Je me trouve donc maintenant sur le haut-plateau arcadien, dans un cirque de montagnes qui délimite un incroyable paysage de champs d’or, de jaune et de vert, et d’où des petits hameaux esseulés font office de gardiens parsemés sur la plaine. Sur les flancs des montagnes, des forêts qui commencent denses à la base et s’essoufflent à mesure qu’elles montent, laissant place au gris de la chair, et parfois même des monastères qui y sont délicatement apposés. J’emprunte des double-voies à travers des prés d’herbe et de fleurs, entre les meules de foin et les troupeaux de chèvres dont les bergers me libèrent le passage.

Troupeau de chèvres.
Montagnes arcadiennes.
Plateau arcadien.
Près de Vytina.
L’horizon est coupé par un dégradé de montagnes qui s’étend jusqu’à loin.

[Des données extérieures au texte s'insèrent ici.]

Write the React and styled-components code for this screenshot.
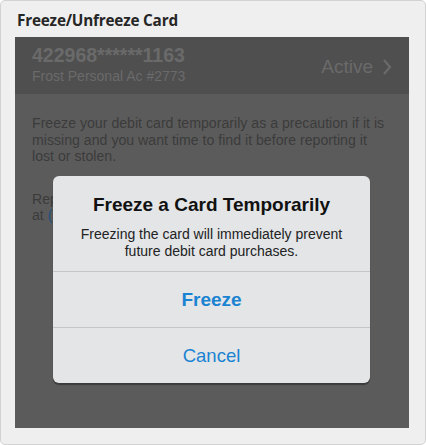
import React from "react";
import styled, { createGlobalStyle } from "styled-components";

const GlobalStyle = createGlobalStyle`
	html, body {
		margin: 0;
		padding: 0;
		background: #ffffff;
	}
	body {
		font-family: "Liberation Sans", Arial, sans-serif;
	}
`;

const Frame = styled.div`
	width: 426px;
	height: 445px;
	box-sizing: border-box;
	background-color: #efefef;
	border: 1px solid #d2d2d2;
	border-radius: 5px;
	padding: 0 16px 0 14px;
	display: flex;
	flex-direction: column;
`;

const Heading = styled.div`
	font-family: "Open Sans", sans-serif;
	font-weight: 700;
	font-size: 15.3px;
	color: #262626;
	height: 36px;
	line-height: 38px;
	padding-left: 2px;
	letter-spacing: -0.2px;
`;

const Screen = styled.div`
	position: relative;
	width: 394px;
	height: 391px;
	background-color: #5b5b5b;
	display: flex;
	flex-direction: column;
`;

const CardBar = styled.div`
	height: 57px;
	background-color: #4f4f4f;
	display: flex;
	align-items: center;
	justify-content: space-between;
	padding: 0 17px 0 17px;
	color: #6a6a6a;
`;

const CardInfo = styled.div`
	display: flex;
	flex-direction: column;
	gap: 1px;
	margin-top: -4px;
`;

const CardNumber = styled.div`
	font-size: 19.5px;
	font-weight: 700;
`;

const CardAccount = styled.div`
	font-size: 14px;
`;

const Status = styled.div`
	display: flex;
	align-items: center;
	gap: 9px;
	font-size: 19px;
	margin-top: 3px;
`;

const Body = styled.div`
	padding: 21px 8px 0 17px;
	color: #3b3b3b;
	font-size: 14.15px;
	line-height: 16.5px;
	display: flex;
	flex-direction: column;
	gap: 26px;
`;

const Link = styled.span`
	color: #1f4f7a;
`;

const Dialog = styled.div`
	position: absolute;
	left: 38px;
	top: 139px;
	width: 317px;
	height: 207px;
	background-color: #e3e5e7;
	border-radius: 6px;
	box-shadow: 0 2px 1px rgba(0, 0, 0, 0.35);
	display: flex;
	flex-direction: column;
	overflow: hidden;
`;

const DialogHead = styled.div`
	height: 96px;
	box-sizing: border-box;
	padding-top: 18px;
	text-align: center;
	border-bottom: 1px solid #c3c5c7;
`;

const DialogTitle = styled.div`
	font-size: 19px;
	font-weight: 700;
	color: #111111;
	margin-bottom: 10px;
`;

const DialogText = styled.div`
	font-size: 14px;
	line-height: 17px;
	color: #222222;
`;

const DialogButton = styled.div`
	flex: 1;
	display: flex;
	align-items: center;
	justify-content: center;
	font-size: ${(p) => (p.$bold ? "19px" : "18.5px")};
	font-weight: ${(p) => (p.$bold ? 700 : 400)};
	color: #1a83d2;
	border-top: ${(p) => (p.$divider ? "1px solid #c3c5c7" : "none")};
`;

function Chevron() {
	return (
		<svg width="10" height="18" viewBox="0 0 10 18">
			<path d="M2 2 L8 9 L2 16" fill="none" stroke="#6a6a6a" strokeWidth="2.2" />
		</svg>
	);
}

function App() {
	return (
		<>
			<GlobalStyle />
			<Frame>
				<Heading>Freeze/Unfreeze Card</Heading>
				<Screen>
					<CardBar>
						<CardInfo>
							<CardNumber>422968******1163</CardNumber>
							<CardAccount>Frost Personal Ac #2773</CardAccount>
						</CardInfo>
						<Status>
							Active
							<Chevron />
						</Status>
					</CardBar>
					<Body>
						<div>
							Freeze your debit card temporarily as a precaution if it is
							<br />
							missing and you want time to find it before reporting it
							<br />
							lost or stolen.
						</div>
						<div>
							Report a lost or stolen card immediately by calling us
							<br />
							at <Link>(800) 562-6732</Link>.
						</div>
					</Body>
					<Dialog>
						<DialogHead>
							<DialogTitle>Freeze a Card Temporarily</DialogTitle>
							<DialogText>
								Freezing the card will immediately prevent
								<br />
								future debit card purchases.
							</DialogText>
						</DialogHead>
						<DialogButton $bold>Freeze</DialogButton>
						<DialogButton $divider>Cancel</DialogButton>
					</Dialog>
				</Screen>
			</Frame>
		</>
	);
}

export default App;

En fin de journée je suis absolument claqué et me retrouve dans le village de Vytina où je prends une chambre dont je suis fier de ressentir le mérite après le périple d’aujourd’hui. En arrivant à vélo, un couple suisse m’avait parlé depuis la terrasse d’un restaurant. Je les rejoins à leur table après m’être douché et ils m’invitent pour le repas. Enseignants retraités, ils ont une maison au sud du Péloponnèse avec leur propre petite culture d’oliviers. Ils m’expliquent le processus de création de l’huile d’olive. J’apprends que la récolte se fait en début d’hiver, souvent en décembre. Leur fille a aussi fait un voyage à vélo en 2015 jusqu’à Singapour avec son copain.